<<<<
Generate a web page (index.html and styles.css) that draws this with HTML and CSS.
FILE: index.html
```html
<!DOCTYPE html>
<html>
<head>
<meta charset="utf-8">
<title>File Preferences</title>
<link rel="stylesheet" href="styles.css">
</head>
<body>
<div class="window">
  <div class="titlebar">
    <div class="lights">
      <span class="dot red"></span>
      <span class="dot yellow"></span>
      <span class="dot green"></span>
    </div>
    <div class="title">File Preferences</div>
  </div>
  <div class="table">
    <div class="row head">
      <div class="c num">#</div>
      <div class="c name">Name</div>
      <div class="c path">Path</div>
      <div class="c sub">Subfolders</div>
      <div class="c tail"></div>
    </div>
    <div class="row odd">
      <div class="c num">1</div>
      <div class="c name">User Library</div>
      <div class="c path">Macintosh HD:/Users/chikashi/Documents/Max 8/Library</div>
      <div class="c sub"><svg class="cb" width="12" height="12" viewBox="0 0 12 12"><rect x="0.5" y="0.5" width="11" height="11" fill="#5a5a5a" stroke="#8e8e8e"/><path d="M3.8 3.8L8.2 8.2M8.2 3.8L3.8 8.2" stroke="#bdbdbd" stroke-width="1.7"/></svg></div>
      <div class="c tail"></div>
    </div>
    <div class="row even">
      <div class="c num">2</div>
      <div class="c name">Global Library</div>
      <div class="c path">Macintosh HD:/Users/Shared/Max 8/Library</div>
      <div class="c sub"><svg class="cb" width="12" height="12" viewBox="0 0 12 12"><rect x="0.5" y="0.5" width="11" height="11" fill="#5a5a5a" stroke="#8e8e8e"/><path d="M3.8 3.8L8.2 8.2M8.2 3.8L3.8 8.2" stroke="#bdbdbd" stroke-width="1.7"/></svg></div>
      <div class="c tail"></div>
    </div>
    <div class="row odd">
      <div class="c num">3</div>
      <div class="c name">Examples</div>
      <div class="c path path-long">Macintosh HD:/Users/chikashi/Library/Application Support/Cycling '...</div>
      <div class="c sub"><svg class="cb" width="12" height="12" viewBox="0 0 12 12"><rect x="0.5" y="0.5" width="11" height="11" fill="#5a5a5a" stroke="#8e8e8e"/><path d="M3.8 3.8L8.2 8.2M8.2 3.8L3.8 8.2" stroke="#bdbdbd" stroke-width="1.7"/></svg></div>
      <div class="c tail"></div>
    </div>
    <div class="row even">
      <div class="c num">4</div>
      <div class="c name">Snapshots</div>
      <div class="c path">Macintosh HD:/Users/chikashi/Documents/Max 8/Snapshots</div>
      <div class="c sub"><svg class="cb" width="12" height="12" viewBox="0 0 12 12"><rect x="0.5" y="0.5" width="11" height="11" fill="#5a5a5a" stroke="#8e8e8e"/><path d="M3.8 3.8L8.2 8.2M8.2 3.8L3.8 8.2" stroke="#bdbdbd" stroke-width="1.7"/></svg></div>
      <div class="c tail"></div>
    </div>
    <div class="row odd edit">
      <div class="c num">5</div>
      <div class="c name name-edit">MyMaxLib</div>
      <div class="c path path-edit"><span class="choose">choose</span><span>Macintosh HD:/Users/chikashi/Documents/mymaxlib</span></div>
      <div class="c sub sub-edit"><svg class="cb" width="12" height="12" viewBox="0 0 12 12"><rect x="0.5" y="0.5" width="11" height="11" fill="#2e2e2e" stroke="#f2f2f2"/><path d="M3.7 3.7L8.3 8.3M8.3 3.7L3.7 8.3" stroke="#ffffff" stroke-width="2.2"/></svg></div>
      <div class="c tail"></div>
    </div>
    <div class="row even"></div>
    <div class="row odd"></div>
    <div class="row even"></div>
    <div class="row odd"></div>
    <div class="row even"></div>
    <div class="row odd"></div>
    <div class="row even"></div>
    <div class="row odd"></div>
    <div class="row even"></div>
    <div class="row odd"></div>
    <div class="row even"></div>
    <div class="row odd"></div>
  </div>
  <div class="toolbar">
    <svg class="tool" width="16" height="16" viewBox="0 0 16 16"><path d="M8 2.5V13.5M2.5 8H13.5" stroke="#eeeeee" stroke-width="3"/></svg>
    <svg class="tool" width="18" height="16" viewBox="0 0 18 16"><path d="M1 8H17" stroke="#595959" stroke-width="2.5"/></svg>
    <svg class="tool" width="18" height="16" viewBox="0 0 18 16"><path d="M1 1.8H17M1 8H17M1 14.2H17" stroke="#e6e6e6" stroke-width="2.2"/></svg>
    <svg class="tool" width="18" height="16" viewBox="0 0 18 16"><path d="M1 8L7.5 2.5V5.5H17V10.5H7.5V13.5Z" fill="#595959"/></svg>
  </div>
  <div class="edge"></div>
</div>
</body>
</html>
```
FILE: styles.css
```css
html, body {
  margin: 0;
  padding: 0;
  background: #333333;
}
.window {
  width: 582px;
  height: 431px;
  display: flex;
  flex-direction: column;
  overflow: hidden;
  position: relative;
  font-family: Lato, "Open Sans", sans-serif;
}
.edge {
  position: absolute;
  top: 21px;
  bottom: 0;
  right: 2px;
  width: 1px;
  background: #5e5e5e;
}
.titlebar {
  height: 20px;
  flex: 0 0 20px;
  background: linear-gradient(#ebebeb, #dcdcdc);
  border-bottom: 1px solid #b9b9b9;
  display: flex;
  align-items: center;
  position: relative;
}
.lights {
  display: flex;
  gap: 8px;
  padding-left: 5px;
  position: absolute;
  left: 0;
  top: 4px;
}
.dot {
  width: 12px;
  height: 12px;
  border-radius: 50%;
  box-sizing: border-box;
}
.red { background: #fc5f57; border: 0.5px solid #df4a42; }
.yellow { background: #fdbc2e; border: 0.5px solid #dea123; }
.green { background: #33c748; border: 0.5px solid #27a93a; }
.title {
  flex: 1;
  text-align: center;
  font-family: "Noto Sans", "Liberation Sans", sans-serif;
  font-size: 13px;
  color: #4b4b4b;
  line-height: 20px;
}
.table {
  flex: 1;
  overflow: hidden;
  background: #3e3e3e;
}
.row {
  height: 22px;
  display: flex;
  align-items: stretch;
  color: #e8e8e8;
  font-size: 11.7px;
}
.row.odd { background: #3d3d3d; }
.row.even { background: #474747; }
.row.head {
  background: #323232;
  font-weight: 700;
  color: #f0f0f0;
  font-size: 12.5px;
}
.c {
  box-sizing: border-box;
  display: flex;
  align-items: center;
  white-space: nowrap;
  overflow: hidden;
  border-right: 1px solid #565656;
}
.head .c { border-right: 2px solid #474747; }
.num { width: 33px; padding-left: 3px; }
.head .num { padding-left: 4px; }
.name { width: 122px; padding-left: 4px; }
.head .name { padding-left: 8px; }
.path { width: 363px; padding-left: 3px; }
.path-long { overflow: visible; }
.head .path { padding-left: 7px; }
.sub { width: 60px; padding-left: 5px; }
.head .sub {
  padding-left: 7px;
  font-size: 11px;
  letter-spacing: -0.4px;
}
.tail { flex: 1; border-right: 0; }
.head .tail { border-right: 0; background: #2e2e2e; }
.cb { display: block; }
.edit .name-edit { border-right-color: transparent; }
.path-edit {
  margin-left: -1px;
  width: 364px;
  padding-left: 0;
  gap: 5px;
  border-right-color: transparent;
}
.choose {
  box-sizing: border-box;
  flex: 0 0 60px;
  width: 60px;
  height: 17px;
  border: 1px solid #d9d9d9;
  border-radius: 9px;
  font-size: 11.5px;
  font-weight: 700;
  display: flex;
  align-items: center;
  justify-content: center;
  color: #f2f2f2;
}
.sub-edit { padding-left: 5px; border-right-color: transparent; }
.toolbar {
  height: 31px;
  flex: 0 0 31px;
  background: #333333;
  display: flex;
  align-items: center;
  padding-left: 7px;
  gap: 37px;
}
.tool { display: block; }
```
>>>>
<<<<
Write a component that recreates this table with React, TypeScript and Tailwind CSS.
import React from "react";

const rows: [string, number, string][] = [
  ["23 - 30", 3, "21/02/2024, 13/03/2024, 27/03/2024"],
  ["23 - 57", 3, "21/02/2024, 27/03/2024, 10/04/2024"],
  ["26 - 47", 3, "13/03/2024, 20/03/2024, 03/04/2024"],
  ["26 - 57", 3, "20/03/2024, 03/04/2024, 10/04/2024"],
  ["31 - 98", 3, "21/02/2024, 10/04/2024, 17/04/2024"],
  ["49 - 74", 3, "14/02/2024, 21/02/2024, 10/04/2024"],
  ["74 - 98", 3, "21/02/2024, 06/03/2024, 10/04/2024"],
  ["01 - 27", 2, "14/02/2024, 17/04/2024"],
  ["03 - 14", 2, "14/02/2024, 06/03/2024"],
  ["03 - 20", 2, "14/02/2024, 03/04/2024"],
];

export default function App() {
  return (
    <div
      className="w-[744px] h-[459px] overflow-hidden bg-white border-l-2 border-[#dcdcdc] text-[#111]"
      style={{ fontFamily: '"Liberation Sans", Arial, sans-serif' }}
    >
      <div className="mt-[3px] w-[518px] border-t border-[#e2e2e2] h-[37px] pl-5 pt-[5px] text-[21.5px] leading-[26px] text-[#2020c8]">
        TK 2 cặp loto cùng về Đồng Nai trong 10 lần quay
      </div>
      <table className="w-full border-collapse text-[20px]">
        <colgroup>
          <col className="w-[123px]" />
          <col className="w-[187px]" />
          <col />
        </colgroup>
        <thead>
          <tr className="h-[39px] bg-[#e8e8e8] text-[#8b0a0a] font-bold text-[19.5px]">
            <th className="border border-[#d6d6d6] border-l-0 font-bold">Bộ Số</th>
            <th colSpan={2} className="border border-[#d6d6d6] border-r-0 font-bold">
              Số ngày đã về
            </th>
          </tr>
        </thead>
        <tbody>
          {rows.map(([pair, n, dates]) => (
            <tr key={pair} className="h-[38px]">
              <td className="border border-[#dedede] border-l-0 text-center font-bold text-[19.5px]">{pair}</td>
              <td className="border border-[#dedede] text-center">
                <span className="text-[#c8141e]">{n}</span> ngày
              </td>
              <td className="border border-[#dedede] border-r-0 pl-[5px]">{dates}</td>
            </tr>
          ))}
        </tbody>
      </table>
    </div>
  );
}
>>>>
▶ **Problem description**: Quote the listing above, but only from the line that shows "Write a component" through the line that shows "import React from".

▶ **Final result**:
Write a component that recreates this table with React, TypeScript and Tailwind CSS.
import React from "react";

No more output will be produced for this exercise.